石垣
出典: フリー百科事典『ウィキペディア(Wikipedia)』
石垣(いしがき、stone fence、stone wall)は、石を組み上げて作られた壁、もしくは柵のこと。土地の境界線を定めたり、国境や砦の守りのため、あるいは城砦、城の建物自体の基礎として石垣が用いられることも多かった。ひいては、城下の一般の民家もその壁を石を積み上げて、その上に漆喰などを塗って作ることも欧米の古い町ではよく見られ、それからきて町の名を"Stonewall""と呼ぶようになった例は少なくない。あるいは、特定の建物をそう呼んだり、たとえば、"Stone Inn"といった例もみられる。
石垣は古来からあらゆる文明で見ることができる。その手法も、自然の石をそのまま積み上げるものや、割った石や切った石を美しく組み上げて見栄えを良くしたもの、さまざまな種類の石を組み合わせて力を分散させ排水を良くして堅固にしたものなどがある。
平和な時代には、スコットランドなどでは、羊の牧草地を石の柵で囲ったり、あるいはアラン島では風の強い土地の耕作地を、風でわずかな土が飛ばないように石の柵で囲むといった例もある。日本などの棚田のあぜは石垣によって崩れないように補強されている。

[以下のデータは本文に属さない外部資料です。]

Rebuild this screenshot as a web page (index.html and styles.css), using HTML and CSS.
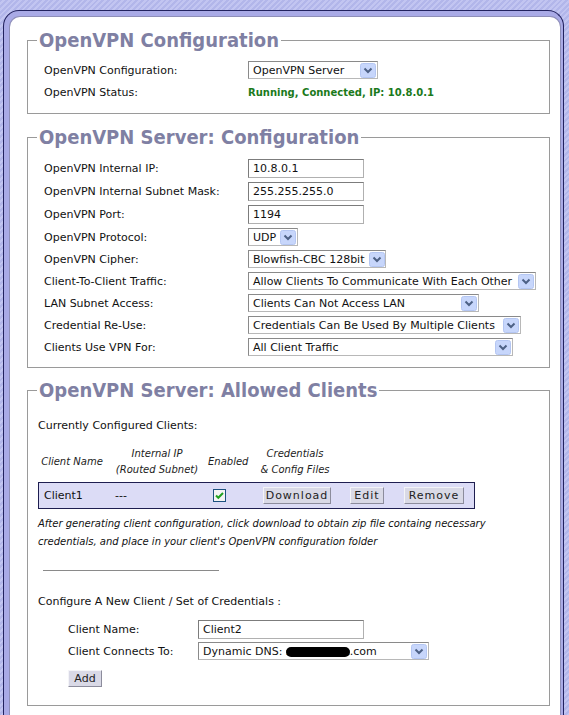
FILE: index.html
```html
<!DOCTYPE html>
<html>
<head>
<meta charset="utf-8">
<link rel="stylesheet" href="styles.css">
</head>
<body>
<div class="frame">
  <div class="page">
    <fieldset class="box box-config">
      <legend>OpenVPN Configuration</legend>
      <div class="form rows-config">
        <div class="lbl">OpenVPN Configuration:</div>
        <div class="ctl"><div class="sel w-mode"><span class="val">OpenVPN Server</span><svg class="arr" width="16" height="15" viewBox="0 0 16 15"><rect x="0.5" y="0.5" width="15" height="14" rx="2" fill="#c7d6fb" stroke="#b4c6f2"/><path d="M4.5 5.5 L8 9 L11.5 5.5" fill="none" stroke="#4d6185" stroke-width="2"/></svg></div></div>
        <div class="lbl">OpenVPN Status:</div>
        <div class="ctl status">Running, Connected, IP: 10.8.0.1</div>
      </div>
    </fieldset>

    <fieldset class="box box-server">
      <legend>OpenVPN Server: Configuration</legend>
      <div class="form rows-server">
        <div class="lbl">OpenVPN Internal IP:</div>
        <div class="ctl"><div class="inp w-ip">10.8.0.1</div></div>
        <div class="lbl">OpenVPN Internal Subnet Mask:</div>
        <div class="ctl"><div class="inp w-ip">255.255.255.0</div></div>
        <div class="lbl">OpenVPN Port:</div>
        <div class="ctl"><div class="inp w-ip">1194</div></div>
        <div class="lbl">OpenVPN Protocol:</div>
        <div class="ctl"><div class="sel w-proto"><span class="val">UDP</span><svg class="arr" width="16" height="15" viewBox="0 0 16 15"><rect x="0.5" y="0.5" width="15" height="14" rx="2" fill="#c7d6fb" stroke="#b4c6f2"/><path d="M4.5 5.5 L8 9 L11.5 5.5" fill="none" stroke="#4d6185" stroke-width="2"/></svg></div></div>
        <div class="lbl">OpenVPN Cipher:</div>
        <div class="ctl"><div class="sel w-cipher"><span class="val">Blowfish-CBC 128bit</span><svg class="arr" width="16" height="15" viewBox="0 0 16 15"><rect x="0.5" y="0.5" width="15" height="14" rx="2" fill="#c7d6fb" stroke="#b4c6f2"/><path d="M4.5 5.5 L8 9 L11.5 5.5" fill="none" stroke="#4d6185" stroke-width="2"/></svg></div></div>
        <div class="lbl">Client-To-Client Traffic:</div>
        <div class="ctl"><div class="sel w-c2c"><span class="val">Allow Clients To Communicate With Each Other</span><svg class="arr" width="16" height="15" viewBox="0 0 16 15"><rect x="0.5" y="0.5" width="15" height="14" rx="2" fill="#c7d6fb" stroke="#b4c6f2"/><path d="M4.5 5.5 L8 9 L11.5 5.5" fill="none" stroke="#4d6185" stroke-width="2"/></svg></div></div>
        <div class="lbl">LAN Subnet Access:</div>
        <div class="ctl"><div class="sel w-lan"><span class="val">Clients Can Not Access LAN</span><svg class="arr" width="16" height="15" viewBox="0 0 16 15"><rect x="0.5" y="0.5" width="15" height="14" rx="2" fill="#c7d6fb" stroke="#b4c6f2"/><path d="M4.5 5.5 L8 9 L11.5 5.5" fill="none" stroke="#4d6185" stroke-width="2"/></svg></div></div>
        <div class="lbl">Credential Re-Use:</div>
        <div class="ctl"><div class="sel w-cred"><span class="val">Credentials Can Be Used By Multiple Clients</span><svg class="arr" width="16" height="15" viewBox="0 0 16 15"><rect x="0.5" y="0.5" width="15" height="14" rx="2" fill="#c7d6fb" stroke="#b4c6f2"/><path d="M4.5 5.5 L8 9 L11.5 5.5" fill="none" stroke="#4d6185" stroke-width="2"/></svg></div></div>
        <div class="lbl">Clients Use VPN For:</div>
        <div class="ctl"><div class="sel w-use"><span class="val">All Client Traffic</span><svg class="arr" width="16" height="15" viewBox="0 0 16 15"><rect x="0.5" y="0.5" width="15" height="14" rx="2" fill="#c7d6fb" stroke="#b4c6f2"/><path d="M4.5 5.5 L8 9 L11.5 5.5" fill="none" stroke="#4d6185" stroke-width="2"/></svg></div></div>
      </div>
    </fieldset>

    <fieldset class="box box-clients">
      <legend>OpenVPN Server: Allowed Clients</legend>
      <div class="current">Currently Configured Clients:</div>
      <div class="thead">
        <div class="th th-name">Client Name</div>
        <div class="th th-ip">Internal IP<br>(Routed Subnet)</div>
        <div class="th th-en">Enabled</div>
        <div class="th th-cred">Credentials<br>&amp; Config Files</div>
      </div>
      <div class="crow">
        <div class="td td-name">Client1</div>
        <div class="td td-ip">---</div>
        <div class="td td-en"><svg width="13" height="13" viewBox="0 0 13 13"><rect x="0.5" y="0.5" width="12" height="12" fill="#f4f4f4" stroke="#1c5180"/><path d="M3 6.5 L5.3 8.8 L10 4" fill="none" stroke="#21a121" stroke-width="2"/></svg></div>
        <div class="td td-btns">
          <span class="btn b-dl">Download</span>
          <span class="btn b-edit">Edit</span>
          <span class="btn b-rm">Remove</span>
        </div>
      </div>
      <div class="note">After generating client configuration, click download to obtain zip file containg necessary credentials, and place in your client's OpenVPN configuration folder</div>
      <div class="sep"></div>
      <div class="configure">Configure A New Client / Set of Credentials :</div>
      <div class="newform">
        <div class="lbl">Client Name:</div>
        <div class="ctl"><div class="inp w-name">Client2</div></div>
        <div class="lbl">Client Connects To:</div>
        <div class="ctl"><div class="sel w-dns"><span class="val">Dynamic DNS: <span class="redact">xxxxxxxxxxxx</span>.com</span><svg class="arr" width="16" height="15" viewBox="0 0 16 15"><rect x="0.5" y="0.5" width="15" height="14" rx="2" fill="#c7d6fb" stroke="#b4c6f2"/><path d="M4.5 5.5 L8 9 L11.5 5.5" fill="none" stroke="#4d6185" stroke-width="2"/></svg></div></div>
      </div>
      <div class="addrow"><span class="btn b-add">Add</span></div>
    </fieldset>
  </div>
</div>
</body>
</html>
```

FILE: styles.css
```css
html, body {
  margin: 0;
  padding: 0;
  height: 715px;
  overflow: hidden;
}
body {
  background: repeating-linear-gradient(135deg, #b2b6ea 0 2px, #c2c5f1 2px 4px);
  font-family: "DejaVu Sans", Verdana, sans-serif;
  font-size: 11px;
  color: #111;
}
.frame {
  margin: 10px 5px 0 3px;
  height: 720px;
  border: 1px solid #22225e;
  border-bottom: none;
  border-radius: 16px 16px 0 0;
  background: #a9aae6;
  padding: 5px 2px 0 5px;
  box-sizing: border-box;
}
.page {
  height: 100%;
  background: #fff;
  border: 1px solid #8e8eb8;
  border-bottom: none;
  border-radius: 11px 11px 0 0;
  box-sizing: border-box;
  padding: 0 10px 0 17px;
  overflow: hidden;
}
.box {
  margin: 0;
  border: 1px solid #9a9a9a;
  padding: 0 10px 10px 16px;
  min-width: 0;
}
.box legend {
  font-family: "DejaVu Sans Condensed", "DejaVu Sans", Verdana, sans-serif;
  font-weight: bold;
  font-size: 20px;
  line-height: 24px;
  color: #7f80a3;
  padding: 0 2px;
  margin-left: -7px;
}
.box-config { margin-top: 11px; padding-top: 7px; }
.box-server { margin-top: 11px; padding-top: 8px; padding-bottom: 9px; }
.box-clients { margin-top: 10px; padding-left: 10px; padding-bottom: 18px; }
.box-clients legend { margin-left: -1px; }

.form {
  display: grid;
  grid-template-columns: 204px 1fr;
  align-items: center;
}
.rows-config { grid-template-rows: 22px 22px; }
.rows-server { grid-template-rows: 23px 23px 23px repeat(6, 22px); }

.lbl { white-space: nowrap; }
.ctl { display: flex; align-items: center; }

.status {
  color: #1b7a1b;
  font-weight: bold;
  font-size: 10px;
}

.inp {
  height: 19px;
  box-sizing: border-box;
  border: 1px solid #7c7c7c;
  border-right-color: #b0b0b0;
  border-bottom-color: #b0b0b0;
  padding: 0 4px;
  line-height: 17px;
  background: #fff;
  white-space: nowrap;
}
.sel {
  display: flex;
  align-items: center;
  height: 18px;
  box-sizing: border-box;
  border: 1px solid #8a8a8a;
  border-right-color: #b8b8b8;
  border-bottom-color: #b8b8b8;
  padding: 0 1px 0 4px;
  background: #fff;
  white-space: nowrap;
}
.sel .val { flex: 1; }
.sel .arr { display: block; flex: none; margin-left: 4px; }

.w-ip { width: 116px; }
.w-mode { width: 130px; }
.w-proto { width: 50px; }
.w-cipher { width: 138px; }
.w-c2c { width: 288px; }
.w-lan { width: 231px; }
.w-cred { width: 273px; }
.w-use { width: 265px; }
.w-name { width: 166px; }
.w-dns { width: 231px; }

.current {
  margin-top: 15px;
  line-height: 18px;
}
.thead {
  margin-top: 11px;
  display: flex;
  align-items: center;
  font-style: italic;
  font-size: 10px;
  line-height: 16px;
  color: #222;
}
.th { text-align: center; }
.th-name { width: 68px; }
.th-ip { width: 102px; }
.th-en { width: 40px; }
.th-cred { width: 94px; }

.crow {
  margin-top: 4px;
  width: 437px;
  height: 27px;
  box-sizing: border-box;
  border: 1px solid #1e1e50;
  background: #dcdcf6;
  display: flex;
  align-items: center;
  padding-left: 5px;
}
.td-name { width: 71px; }
.td-ip { width: 98px; }
.td-en { width: 50px; display: flex; }
.td-en svg { display: block; }
.td-btns { display: flex; align-items: center; }

.btn {
  display: inline-block;
  box-sizing: border-box;
  height: 17px;
  line-height: 15px;
  text-align: center;
  background: #d9d9e6;
  border: 1px solid;
  border-color: #f4f4f8 #8c8c9c #8c8c9c #f4f4f8;
  letter-spacing: 1px;
  color: #222;
}
.b-dl { width: 68px; }
.b-edit { width: 34px; margin-left: 19px; }
.b-rm { width: 60px; margin-left: 20px; }
.b-add { width: 34px; letter-spacing: 0; }

.note {
  margin-top: 6px;
  font-style: italic;
  font-size: 10px;
  line-height: 18px;
  width: 470px;
}
.sep {
  margin: 19px 0 0 5px;
  width: 176px;
  border-top: 1px solid #8a8a8a;
}
.configure {
  margin-top: 22px;
  line-height: 18px;
}
.newform {
  margin-top: 7px;
  padding-left: 30px;
  display: grid;
  grid-template-columns: 130px 1fr;
  grid-template-rows: 22px 22px;
  align-items: center;
}
.redact {
  background: #000;
  color: #000;
  border-radius: 5px;
  font-size: 9px;
}
.addrow {
  margin-top: 8px;
  padding-left: 30px;
  display: flex;
}
```
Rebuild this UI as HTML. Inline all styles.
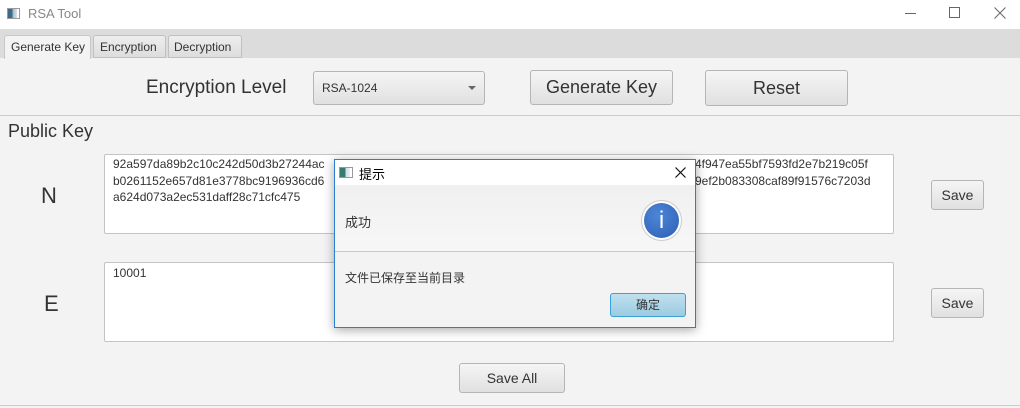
<!DOCTYPE html>
<html><head><meta charset="utf-8"><style>
*{box-sizing:border-box;margin:0;padding:0}
body{width:1020px;height:408px;overflow:hidden;background:#f3f3f3;font-family:"Liberation Sans","Noto Sans CJK SC",sans-serif;color:#333;position:relative}
.a{position:absolute}
.btn{position:absolute;border:1px solid #b5b5b5;border-radius:3px;background:linear-gradient(#f5f5f5,#e0e0e0);text-align:center;color:#333}
.ta{position:absolute;background:#fff;border:1px solid #c4c4c4;border-radius:2px}
.t{font-size:12px;line-height:16.5px;color:#333;white-space:nowrap}
</style></head><body>
<div class="a" style="left:0;top:0;width:1020px;height:29px;background:#fff"></div>
<div class="a" style="left:7px;top:8px;width:13px;height:11px;border:1px solid #999;background:linear-gradient(90deg,#3a6b8c 40%,#9bb 40%,#dde 80%,#fff 80%)"></div>
<div class="a" style="left:28px;top:6px;font-size:13px;color:#888">RSA Tool</div>
<div class="a" style="left:905px;top:13px;width:11px;height:1px;background:#666"></div>
<div class="a" style="left:949px;top:7px;width:11px;height:11px;border:1px solid #666"></div>
<svg class="a" style="left:994px;top:7px" width="12" height="12"><path d="M0.5 0.5L11.5 11.5M11.5 0.5L0.5 11.5" stroke="#666" stroke-width="1"/></svg>
<div class="a" style="left:0;top:29px;width:1020px;height:29px;background:#dcdcdc"></div>
<div class="a" style="left:4px;top:35px;width:87px;height:24px;background:#f3f3f3;border:1px solid #c8c8c8;border-bottom:none;border-radius:3px 3px 0 0;font-size:12px;padding:4px 0 0 6px">Generate Key</div>
<div class="a" style="left:93px;top:35px;width:73px;height:23px;background:linear-gradient(#eee,#ddd);border:1px solid #c0c0c0;border-radius:3px 3px 0 0;font-size:12px;padding:4px 0 0 6px">Encryption</div>
<div class="a" style="left:168px;top:35px;width:74px;height:23px;background:linear-gradient(#eee,#ddd);border:1px solid #c0c0c0;border-radius:3px 3px 0 0;font-size:12px;padding:4px 0 0 5px">Decryption</div>

<div class="a" style="left:146px;top:77px;font-size:19px">Encryption Level</div>
<div class="btn" style="left:313px;top:71px;width:172px;height:34px;text-align:left;font-size:12px;padding:9px 0 0 8px">RSA-1024</div>
<div class="a" style="left:468px;top:86px;border:4px solid transparent;border-top:4px solid #666"></div>
<div class="btn" style="left:530px;top:70px;width:143px;height:35px;font-size:18px;padding-top:6px">Generate Key</div>
<div class="btn" style="left:705px;top:70px;width:143px;height:36px;font-size:18px;padding-top:7px">Reset</div>
<div class="a" style="left:0;top:115px;width:1020px;height:1px;background:#ccc"></div>
<div class="a" style="left:8px;top:121px;font-size:18px">Public Key</div>

<div class="a" style="left:41px;top:183px;font-size:22px">N</div>
<div class="ta" style="left:104px;top:154px;width:790px;height:80px"></div>
<div class="a t" style="left:113px;top:156px">92a597da89b2c10c242d50d3b27244ac<br>b0261152e657d81e3778bc9196936cd6<br>a624d073a2ec531daff28c71cfc475</div>
<div class="a t" style="left:695px;top:156px">4f947ea55bf7593fd2e7b219c05f<br>9ef2b083308caf89f91576c7203d</div>
<div class="btn" style="left:931px;top:180px;width:53px;height:30px;font-size:14px;padding-top:6px">Save</div>

<div class="a" style="left:44px;top:291px;font-size:22px">E</div>
<div class="ta" style="left:104px;top:262px;width:790px;height:80px"></div>
<div class="a t" style="left:113px;top:265px">10001</div>
<div class="btn" style="left:931px;top:288px;width:53px;height:30px;font-size:14px;padding-top:6px">Save</div>
<div class="btn" style="left:459px;top:363px;width:106px;height:30px;font-size:14px;padding-top:6px">Save All</div>
<div class="a" style="left:0;top:405px;width:1020px;height:1px;background:#ccc"></div>

<div class="a" style="left:334px;top:159px;width:362px;height:169px;border:1px solid #2a7fd4;background:#f3f3f3;box-shadow:0 2px 10px rgba(0,0,0,.35)">
 <div class="a" style="left:0;top:0;width:360px;height:25px;background:#fff"></div>
 <div class="a" style="left:4px;top:7px;width:14px;height:11px;border:1px solid #999;background:linear-gradient(90deg,#3a7a6c 45%,#cde 45%,#eee 85%,#fff 85%)"></div>
 <div class="a" style="left:24px;top:4px;font-size:13px;color:#000">提示</div>
 <svg class="a" style="left:340px;top:7px" width="11" height="11"><path d="M0.5 0.5L10.5 10.5M10.5 0.5L0.5 10.5" stroke="#111" stroke-width="1.2"/></svg>
 <div class="a" style="left:0;top:25px;width:360px;height:67px;background:linear-gradient(#f0f0f0,#f7f7f7);border-bottom:1px solid #c8c8c8"></div>
 <div class="a" style="left:10px;top:52px;font-size:13px">成功</div>
 <div class="a" style="left:306px;top:40px;width:41px;height:41px;border-radius:50%;background:#fff;border:1px solid #ccc"></div>
 <div class="a" style="left:309px;top:43px;width:35px;height:35px;border-radius:50%;background:radial-gradient(circle at 40% 35%,#4d86d6,#2d5fb5);color:#fff;font-size:24px;text-align:center;line-height:35px">i</div>
 <div class="a" style="left:10px;top:109px;font-size:12px">文件已保存至当前目录</div>
 <div class="a" style="left:275px;top:133px;width:76px;height:24px;border:1px solid #3aa0d8;border-radius:3px;background:linear-gradient(#bfe0ef,#9ccbe0);font-size:12px;text-align:center;line-height:22px">确定</div>
</div>
</body></html>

琉球諸島など日本の南方の島々の伝統的な村落では、台風の被害を防ぐために、屋根に上に石を積み、家の周りに石垣を積んだりということも行われる。たとえば石垣島や竹富島など八重山諸島には、琉球石灰岩を積み上げて作った石垣に囲まれた家々が村の道沿いに並ぶ風景が残っている。また、首里城や中城城などのグスクでも、石灰岩を切石にして構造物のように積み上げた石垣の城郭を見ることができる。
[編集] 日本の城郭建設
日本の城郭などの石垣の建設では、穴太衆(あのうしゅう)に代表される近江国の石工の集団が有名であった。特に穴太衆は、穴太の里(比叡山の山麓にある、延暦寺と日吉大社の門前町・坂本の近郊)に古くから住んで古墳築造などを行っていた石工の末裔で、比叡山などの寺院などの石垣を手がけ、穴太衆積みと呼ばれる大小の自然石や割石などを組み合わせ堅固に仕上げた積み方が特徴的であった。彼らは織田信長や豊臣秀吉らによって城郭の石垣構築にも携わるようになり、江戸時代初頭にかけて多くの城の石垣が穴太衆の指揮のもとで作られ、彼らは全国の藩に召し抱えられた。現在でも、坂本の町に多数立ち並ぶ里坊とよばれる延暦寺の末端の寺院群は、彼らの組んだ石垣で囲まれ町並みに特徴を与えている。